10. L’Assemblée recommande aux parlements des États membres:
10.1 de prendre en considération les préoccupations et les recommandations formulées dans la Résolution 2317 (2020) «Menaces sur la liberté des médias et la sécurité des journalistes en Europe» et dans la Résolution 1889 (2012) précitée;
10.2 de reconnaître, par un instrument d’autorégulation, la gravité du discours de haine, y compris des discours de haine subtils, et de prévoir des mécanismes effectifs de signalement et de recours contre de tels propos. L’Assemblée recommande que les institutions nationales des droits humains soient associées à ce processus;
10.3 de travailler à l’adoption d’une définition du discours de haine en droit civil ou en droit pénal, ou à l’amendement d’une telle définition, et de permettre l’examen de recours contre de tels propos en accord avec la Recommandation de politique générale no 15 de l’ECRI. L’Assemblée recommande que les institutions nationales des droits humains soient également associées à ce processus;
10.4 de travailler à l’amendement des législations électorales en vigueur afin que les administrations électorales ou d’autres organes compétents soient reconnus comme des organes de suivi pouvant saisir une autorité compétente en cas de propos haineux tenus par un candidat ou une candidate durant une campagne électorale. L’Assemblée recommande également de travailler à l’élaboration de mécanismes administratifs permettant de répondre à la tenue de tels propos, et de les sanctionner selon une procédure juste, équitable et rapide;
10.5 de soutenir l’indépendance et la capacité d’action financière des autorités de régulation des médias publics;
10.6 de solliciter des rapports d’information auprès des commissions parlementaires compétentes sur la participation des personnes migrantes, réfugiées et demandeuses d’asile à la vie publique locale;
10.7 de tenir compte, en amont et en aval des réformes législatives sur le thème de la migration et de l’asile, des analyses et des retours d’expérience émanant d’organisations de la société civile, d’universitaires, et d’organes officiels de défense des droits qu’ils soient nationaux ou européens.

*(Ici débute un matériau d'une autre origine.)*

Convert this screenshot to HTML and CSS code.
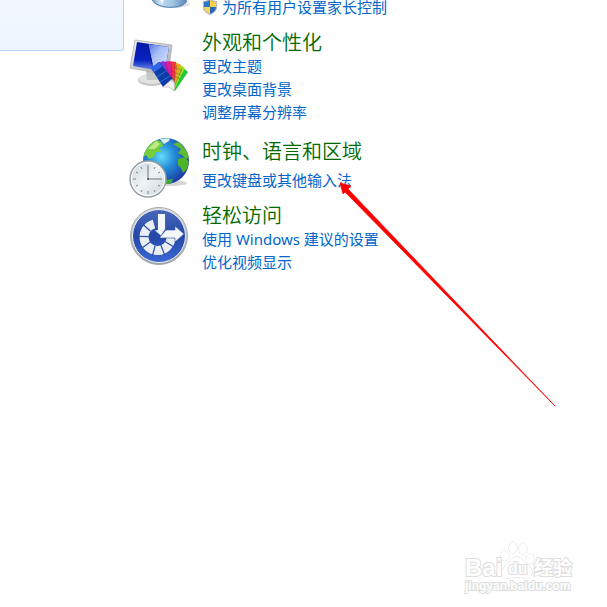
FILE: index.html
```
<!DOCTYPE html>
<html lang="zh-CN">
<head>
<meta charset="utf-8">
<title>控制面板</title>
<link rel="stylesheet" href="styles.css">
</head>
<body>
<div class="page">
  <aside class="side"></aside>
  <main class="list">
    <section class="group group-accounts">
      <svg class="icon icon-cut" viewBox="0 0 62 12" aria-hidden="true">
        <defs><linearGradient id="body" x1="0" x2="1"><stop offset="0" stop-color="#6f9cc4"/><stop offset=".2" stop-color="#c7dcf0"/><stop offset=".6" stop-color="#a3c4e4"/><stop offset="1" stop-color="#5486b3"/></linearGradient></defs>
        <ellipse cx="45" cy="4" rx="17" ry="4" fill="#e2e2e2"/>
        <path d="M24 0H59C58 5 53 8 42 8 32 8 26 5 24 0Z" fill="url(#body)"/>
        <path d="M24 0C30 9 52 10 59 1" fill="none" stroke="#5485b0"/>
        <path d="M32 0L34 5 36 0Z" fill="#f4f8fc"/>
      </svg>
      <div class="body">
        <a class="link shielded" href="#"><svg class="shield" viewBox="0 0 16 16" aria-hidden="true"><path d="M8 0C10 1 13 2 15 2V8C15 12 12 14 8 16 4 14 1 12 1 8V2C3 2 6 1 8 0Z" fill="#aeb6bd"/><path d="M8 1V8H2V3C4 3 6 2 8 1Z" fill="#2f78c8"/><path d="M8 1C10 2 12 3 14 3V8H8Z" fill="#f7cf43"/><path d="M2 8H8V15C4 13 2 11 2 8Z" fill="#f5d75c"/><path d="M8 8H14C14 11 12 13 8 15Z" fill="#2867b4"/></svg>为所有用户设置家长控制</a>
      </div>
    </section>
    <section class="group group-look">
      <svg class="icon" viewBox="0 0 62 62" aria-hidden="true">
        <defs>
          <linearGradient id="screen" x1="0" y1="0" x2="0" y2="1"><stop offset="0" stop-color="#0718a8"/><stop offset=".6" stop-color="#0822c0"/><stop offset="1" stop-color="#7d9df0"/></linearGradient>
          <linearGradient id="shine" x1="0" y1="0" x2="1" y2="1"><stop offset="0" stop-color="#4f72e0"/><stop offset=".4" stop-color="#a9bff5"/><stop offset="1" stop-color="#dce8ff"/></linearGradient>
          <linearGradient id="metal" x1="0" y1="0" x2="1" y2="1"><stop offset="0" stop-color="#f4f4f4"/><stop offset="1" stop-color="#a6a6a6"/></linearGradient>
        </defs>
        <ellipse cx="24" cy="46" rx="14" ry="6" fill="#c4c4c4"/>
        <ellipse cx="24" cy="45" rx="13" ry="5" fill="#e2e2e2"/>
        <path d="M18 37L31 39 29 46H19Z" fill="#c6c6c6"/>
        <path d="M7 6L44 11 40 41 2 34Z" fill="url(#metal)" stroke="#a5a5a5" stroke-width=".7"/>
        <path d="M9 8L41 13 37 38 5 32Z" fill="url(#screen)"/>
        <path d="M20 10L41 13 37 37 26 35Z" fill="url(#shine)"/>
        <path d="M20 10L24 30" stroke="#071a9c"/>
        <path d="M44 54L54 33 60 38 47 57Z" fill="#22c83c"/>
        <path d="M44 54L51 30 57 34 46 56Z" fill="#a5dd20"/>
        <path d="M43 53L47 28 53 31 46 55Z" fill="#f0a71c"/>
        <path d="M42 52L41 27 48 28 46 54Z" fill="#ee3540"/>
        <path d="M40 52L35 28 42 27 45 53Z" fill="#df18a8"/>
        <path d="M38 52L29 29 36 27 44 52Z" fill="#7c36db"/>
        <path d="M23 34L31 28 45 45 35 53Z" fill="#0c3ca8"/>
        <path d="M23 34L31 28 34 32 26 38Z" fill="#2e65ea"/>
        <path d="M26 38L34 32M29 43L38 37M32 48L42 42" stroke="#397ae5" stroke-width=".8"/>
        <path d="M35 53L44 45 47 49 46 57 41 53Z" fill="#f2f2f2" stroke="#aaa" stroke-width=".6"/>
        <path d="M49 31L46 50M54 34L47 51M43 28L44 48M37 28L43 46M46 33L54 37M43 37L53 41M46 42L52 45" stroke="#333" stroke-width=".5" opacity=".6"/>
      </svg>
      <div class="body">
        <h2 class="title">外观和个性化</h2>
        <a class="link" href="#">更改主题</a>
        <a class="link" href="#">更改桌面背景</a>
        <a class="link" href="#">调整屏幕分辨率</a>
      </div>
    </section>
    <section class="group group-clock">
      <svg class="icon" viewBox="0 0 62 62" aria-hidden="true">
        <defs>
          <radialGradient id="sea" cx=".4" cy=".4" r=".62"><stop offset="0" stop-color="#65dcf6"/><stop offset=".45" stop-color="#238dd9"/><stop offset="1" stop-color="#1b3ca4"/></radialGradient>
          <linearGradient id="face" x1="0" y1="0" x2="1" y2="1"><stop offset="0" stop-color="#cbd5dc"/><stop offset=".5" stop-color="#eef3f5"/><stop offset="1" stop-color="#c9d3d9"/></linearGradient>
          <clipPath id="round"><circle cx="38" cy="24" r="23"/></clipPath>
        </defs>
        <ellipse cx="42" cy="46" rx="17" ry="3" fill="#d5d5d5"/>
        <circle cx="38" cy="24" r="23" fill="url(#sea)"/>
        <g clip-path="url(#round)">
          <path d="M14 21C17 12 21 5 29 3L34 5 35 9 31 11 33 15 28 15 26 20 21 22 18 18Z" fill="#77cf3b"/>
          <path d="M20 12L28 4 32 7 27 12Z" fill="#bce989"/>
          <path d="M32 2L42 1 41 4 36 7Z" fill="#d8eee9"/>
          <path d="M45 7L51 5 59 14 62 22 57 21 54 18 50 16 53 12Z" fill="#5dbb2e"/>
          <path d="M50 22L57 20 61 25 59 32 55 36 53 31 50 28Z" fill="#4eb52b"/>
          <path d="M35 43L45 42 42 49 36 49Z" fill="#39ad38"/>
        </g>
        <circle cx="20" cy="42" r="18" fill="url(#face)" stroke="#98a1a7" stroke-width="1.5"/>
        <circle cx="20" cy="42" r="16.6" fill="none" stroke="#fff"/>
        <path d="M20 28V42H34" fill="none" stroke="#6b7780" stroke-width="1"/>
        <g stroke="#7c8891"><path d="M20 54V57M5 42H8M13 30L14 32M8 35L10 36M27 30L26 32M32 35L30 36M32 49L30 48M27 55L26 53M13 55L14 53M8 49L10 48"/></g>
        <circle cx="20" cy="42" r="1" fill="#46535c"/>
      </svg>
      <div class="body">
        <h2 class="title">时钟、语言和区域</h2>
        <a class="link link-spaced" href="#">更改键盘或其他输入法</a>
      </div>
    </section>
    <section class="group group-access">
      <svg class="icon" viewBox="0 0 62 62" aria-hidden="true">
        <defs>
          <linearGradient id="disc" x1="0" y1="0" x2="0" y2="1"><stop offset="0" stop-color="#4869bc"/><stop offset=".5" stop-color="#2447a6"/><stop offset="1" stop-color="#3b68d7"/></linearGradient>
          <linearGradient id="rim" x1="0" y1="0" x2="0" y2="1"><stop offset="0" stop-color="#d9dcdf"/><stop offset="1" stop-color="#9ca2aa"/></linearGradient>
        </defs>
        <circle cx="31" cy="31" r="28.5" fill="url(#rim)" stroke="#a5a9ad"/>
        <circle cx="31" cy="31" r="26.5" fill="url(#disc)" stroke="#eef0f3"/>
        <path d="M26 19A13.500 13.500 0 1 0 43 33" fill="none" stroke="#e9edf4" stroke-width="9"/>
        <path d="M22.600 26.200L15 19.500M20.800 31.700L10.500 31.400M22.200 37L14 43M27.200 40.500L24.500 50.500M32.800 40L36.700 50M37 36.500L46 42" stroke="#2d50ad" stroke-width="1.200"/>
        <path d="M29.500 8.500H37.500V24L33 31 26 25H29.500Z" fill="#f5f6f9" stroke="#3153ad" stroke-width=".8"/>
        <path d="M32 32L38 25H47V21L56 29 47 37V33H32Z" fill="#f5f6f9" stroke="#3153ad" stroke-width=".6"/>
      </svg>
      <div class="body">
        <h2 class="title">轻松访问</h2>
        <a class="link" href="#">使用 Windows 建议的设置</a>
        <a class="link" href="#">优化视频显示</a>
      </div>
    </section>
  </main>
  <svg class="arrow" viewBox="0 0 216 226" aria-hidden="true"><path d="M0 1L11 4 8 7 215 224 5 10 3 12Z" fill="#f00" stroke="#f00" stroke-width=".7" stroke-linejoin="round"/></svg>
  <svg class="watermark" viewBox="0 0 112 56" aria-hidden="true">
    <g class="mark">
      <ellipse cx="42" cy="23" rx="4" ry="5"/><ellipse cx="50" cy="15" rx="4" ry="6"/><ellipse cx="60" cy="16" rx="4" ry="6"/><ellipse cx="67" cy="26" rx="4" ry="5"/>
      <path d="M54 24C59 24 61 29 66 33 72 39 69 46 62 45 56 44 52 44 46 45 39 46 36 39 42 33 46 29 49 24 54 24Z"/>
      <text x="2" y="43" class="logo">Bai</text>
      <text x="45" y="41" class="du">du</text>
      <text x="71" y="42" class="cjk">经验</text>
      <text x="2" y="57" class="url">jingyan.baidu.com</text>
    </g>
  </svg>
</div>
</body>
</html>
```
FILE: styles.css
```
* { box-sizing: border-box; }
body {
  margin: 0;
  background: #fff;
  font-family: "Noto Sans", "Noto Sans CJK SC", sans-serif;
}
.page {
  position: relative;
  display: flex;
  align-items: flex-start;
  min-height: 100vh;
  overflow: hidden;
}
.side {
  flex: 0 0 124px;
  height: 51px;
  border: 1px solid #b5d3fb;
  border-width: 0 1px 1px 0;
  border-bottom-right-radius: 3px;
  background: linear-gradient(#f3f8ff, #edf5ff);
}
.list { flex: 1; padding-left: 4px; }
.group { display: flex; align-items: flex-start; gap: 12px; }
.icon { flex: none; width: 62px; height: 62px; }
.icon-cut { height: 12px; }
.body { display: flex; flex-direction: column; align-items: flex-start; }
.title {
  margin: 0;
  font-family: "Noto Sans CJK SC", sans-serif;
  font-size: 20px;
  line-height: 26px;
  font-weight: 350;
  color: #006a00;
}
.link {
  font-size: 15px;
  line-height: 23px;
  font-weight: 400;
  color: #0066cc;
  text-decoration: none;
  white-space: nowrap;
}
.link-spaced { margin-top: 5px; }
.shielded {
  display: flex;
  align-items: center;
  gap: 4px;
  height: 14px;
  line-height: 14px;
}
.shield { width: 16px; height: 16px; }
.group-look { margin-top: 15px; }
.group-look .icon { margin-top: 5px; }
.group-clock { margin-top: 14px; }
.group-clock .icon { margin-top: -1px; }
.group-access { margin-top: 3px; }
.group-access .icon { margin-top: 3px; }
.arrow {
  position: absolute;
  left: 340px;
  top: 182px;
  width: 216px;
  height: 226px;
}
.watermark {
  position: absolute;
  right: 32px;
  bottom: 18px;
  width: 112px;
  height: 56px;
  overflow: visible;
}
.mark {
  fill: #fff;
  stroke: #dedede;
  stroke-width: 1px;
  paint-order: stroke;
  font-family: "Liberation Sans", sans-serif;
  font-weight: 700;
}
.mark text { stroke-width: 2px; }
.logo { font-size: 24px; }
.du { font-size: 16px; }
.cjk { font-size: 19px; font-family: "Noto Sans CJK SC", sans-serif; }
.url { font-size: 12px; }
```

11. L’Assemblée recommande aux groupes de presse et aux médias, dans la lignée de la Recommandation CM/Rec(2022)16:
11.1 d’intégrer et de soutenir les organes d’autorégulation, y compris pour les médias privés et les médias en ligne;
11.2 de favoriser la prise de parole par les personnes migrantes, réfugiées et demandeuses d’asile dans les contenus les concernant;
11.3 de toujours mettre en contexte les propos orientés relatifs au thème de la migration et de l’asile, et de rectifier systématiquement les fausses informations ;
11.4 d’exercer une «clause de conscience médiatique» et de refuser la diffusion de paroles ou de contenus antidémocratiques ou liberticides.
12. Concernant les organisations de la société civile et les associations, l’Assemblée :
12.1 salue l’engagement de la Conférence des OING du Conseil de l’Europe en faveur d’une approche globale de la migration ainsi qu’énoncé dans la Recommandation pour une approche globale des droits des réfugiés et des migrants et du rôle de la société civile (CONF/AG(2023)REC2) et l’encourage à promouvoir l’enregistrement des associations fondées par les personnes migrantes, réfugiées et demandeuses d’asile, et à faciliter leur représentation au sein de la Conférence des OING;
12.2 recommande que les organisations de la société civile, y compris celles fondées par les personnes migrantes, réfugiées et demandeuses d’asile, communiquent activement auprès des partis politiques et des médias pour partager leurs analyses et, lorsque cela est approprié, des recommandations d’ordre politique en amont des campagnes électorales et pendant celles-ci;
12.3 encourage les instituts de recherche à poursuivre une large diffusion de leurs travaux sur la migration et l’asile, et les engage à convier les hommes et les femmes politiques à débattre publiquement sur le thème de la migration et de l’asile.
13. À la lumière des enjeux mentionnés dans la présente résolution, l’Assemblée soutient le développement d’un projet de coopération parlementaire avec les parlements nationaux sur le rôle des partis politiques comme garants de la sécurité démocratique en Europe et promoteurs d’une offre politique pluraliste sur le thème de la migration et de l’asile, dans le plein respect des normes et valeurs du Conseil de l’Europe.
14. L’Assemblée appelle à une coopération paneuropéenne renforcée contre le discours de haine et les discriminations touchant notamment au traitement du thème de la migration et de l’asile dans les campagnes électorales. Une telle coopération pourrait impliquer les entités compétentes de l’Organisation et ses partenaires, tels que l’Agence des droits fondamentaux de l’Union européenne (FRA), le Réseau européen des institutions nationales des droits de l’homme (European Network of National Human Rights Institutions - ENNHRI), le Réseau européen des organismes de promotion de l'égalité (European Network of Equalitty Bodies - EQUINET) et l’OSCE/BIDDH.